Ms. Lori Snyder

History Teacher
Longmeadow High School
Longmeadow, Massachusetts

Ms. Lori A. Snyder is currently a history teacher at Longmeadow High School in Longmeadow, Massachusetts where she has taught Asian Studies, World History and United States History since 1996. During that time she has served as district social studies coordinator, department chair as well as the East Asia Club Advisor.

Ms. Snyder’s academic interest in Japan began during her undergraduate years at Hamilton College. She studied East Asian history under the instruction of Professors Miriam Silverberg and Thomas A. Wilson. Her primary area of historical interest was the work of the famous Kokugaku scholar, Motoori Norinaga. A member of Phi Beta Kappa, she was awarded the Edwin B. Lee Award in Asian History and became a Japan Exchange and Teaching Program (JET) participant in Mie-Prefecture, 1992-1994.

Ms. Snyder’s experiences as a JET influenced her decision to become a history teacher in the U.S. and to work to foster relationships between American and Japanese youth. Since her arrival at Longmeadow H.S., she has established the East Asia Club for students who share interest in the region. She brought a first group of Longmeadow students to Hokkaido, Japan in 1997 to attend the Pacific Education Conference. She created a student exchange program with a sister school in Yangzhou, China in 2003 and brought the first group of students there in 2004. In 2007, inspired by spending a summer at Beloit College learning Japanese under Dartmouth Professor Mayumi Ishida, she created an exchange program between Longmeadow and Takikawa City, Japan. She has led three additional student exchange trips to Japan since 2008. In order to support these programs, Ms. Snyder has written and received grants totaling over $15,000 from both the Freeman Foundation and the Longmeadow Excellence in Education Foundation.

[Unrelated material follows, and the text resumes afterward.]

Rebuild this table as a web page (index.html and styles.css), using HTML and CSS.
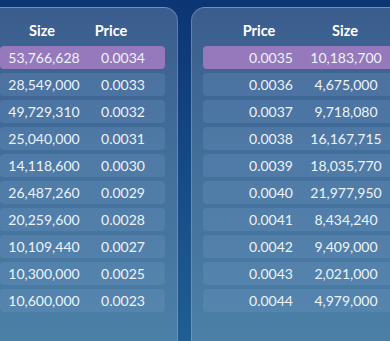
FILE: index.html
```html
<!DOCTYPE html>
<html>
<head>
<meta charset="utf-8">
<link rel="stylesheet" href="styles.css">
</head>
<body>
<div class="board">
  <section class="panel panel-left">
    <div class="head head-left"><span>Size</span><span>Price</span></div>
    <div class="row row-left hl"><span>53,766,628</span><span>0.0034</span></div>
    <div class="row row-left"><span>28,549,000</span><span>0.0033</span></div>
    <div class="row row-left"><span>49,729,310</span><span>0.0032</span></div>
    <div class="row row-left"><span>25,040,000</span><span>0.0031</span></div>
    <div class="row row-left"><span>14,118,600</span><span>0.0030</span></div>
    <div class="row row-left"><span>26,487,260</span><span>0.0029</span></div>
    <div class="row row-left"><span>20,259,600</span><span>0.0028</span></div>
    <div class="row row-left"><span>10,109,440</span><span>0.0027</span></div>
    <div class="row row-left"><span>10,300,000</span><span>0.0025</span></div>
    <div class="row row-left"><span>10,600,000</span><span>0.0023</span></div>
  </section>
  <section class="panel panel-right">
    <div class="head head-right"><span>Price</span><span>Size</span></div>
    <div class="row row-right hl"><span>0.0035</span><span>10,183,700</span></div>
    <div class="row row-right"><span>0.0036</span><span>4,675,000</span></div>
    <div class="row row-right"><span>0.0037</span><span>9,718,080</span></div>
    <div class="row row-right"><span>0.0038</span><span>16,167,715</span></div>
    <div class="row row-right"><span>0.0039</span><span>18,035,770</span></div>
    <div class="row row-right"><span>0.0040</span><span>21,977,950</span></div>
    <div class="row row-right"><span>0.0041</span><span>8,434,240</span></div>
    <div class="row row-right"><span>0.0042</span><span>9,409,000</span></div>
    <div class="row row-right"><span>0.0043</span><span>2,021,000</span></div>
    <div class="row row-right"><span>0.0044</span><span>4,979,000</span></div>
  </section>
</div>
</body>
</html>
```
FILE: styles.css
```css
html, body {
  margin: 0;
  padding: 0;
  width: 390px;
  height: 341px;
  overflow: hidden;
}
body {
  background: linear-gradient(180deg, #0c3573 0%, #164a85 50%, #215e91 100%);
  font-family: Lato, "Open Sans", sans-serif;
  color: #eef3f9;
}
.board {
  display: flex;
  gap: 13px;
  padding-top: 7px;
  margin-left: -14px;
}
.panel {
  flex: none;
  height: 334px;
  box-sizing: border-box;
  border: 1px solid rgba(160, 190, 225, 0.35);
  border-bottom: none;
  background: linear-gradient(180deg, #3b5d8e 0%, #43709c 50%, #4b80a6 100%);
  padding: 0 12px;
  display: flex;
  flex-direction: column;
  gap: 4px;
}
.panel-left {
  width: 192px;
  border-radius: 0 14px 0 0;
  padding-left: 13px;
}
.panel-right {
  width: 216px;
  border-radius: 14px 0 0 0;
  padding-left: 11px;
}
.head {
  display: grid;
  font-weight: 700;
  font-size: 14.5px;
  line-height: 18px;
  padding-top: 14px;
  margin-bottom: 2px;
  text-align: center;
  color: #ffffff;
}
.head-left {
  grid-template-columns: 84px 54px;
}
.head-right {
  padding-left: 30px;
  grid-template-columns: 52px 120px;
}
.row {
  display: grid;
  height: 23px;
  flex: none;
  align-items: center;
  border-radius: 4px;
  background: rgba(120, 160, 205, 0.24);
  font-size: 14px;
  text-align: center;
}
.row-left {
  grid-template-columns: 88px 70px;
}
.row-right {
  padding-left: 30px;
  grid-template-columns: 76px 74px;
}
.row.hl {
  background: #9679bd;
}
```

To keep her knowledge of East Asia current, Ms. Snyder has participated in numerous national teacher institutes such as PIER at Yale University, an NEH at the College of the Holy Cross, Global Outreach Center, Clark University, Five College Center for East Asian Studies and Teaching East Asia (TEA) at the University of Colorado, Boulder. She has conducted numerous in-service programs and professional growth courses to her fellow colleagues at the high school and at the district level. In addition, she has been a board member of the Massachusetts-Hokkaido Association for the past 8 years and is currently involved in planning a 25th anniversary celebration for 2015.

2015 will mark the tenth anniversary of the Longmeadow-Takikawa Exchange Program. Ms. Snyder is excited to use the grant money to offer student scholarships and to provide three new teachers the opportunity to visit Takikawa during the summer of that year. She hopes that by introducing more teachers to Japan that they will be touched by the experience and will devote their time and energy to helping sustain the exchange program well into the future.

At the back wall of her classroom is a wishing well with a proverb that states, “The frog at the bottom of the well cannot see the great ocean”. Each year the well is covered with origami frogs representing the senior students in her Asian Studies class. It is her mission to expose her students to a world larger than Longmeadow through their study of Asia.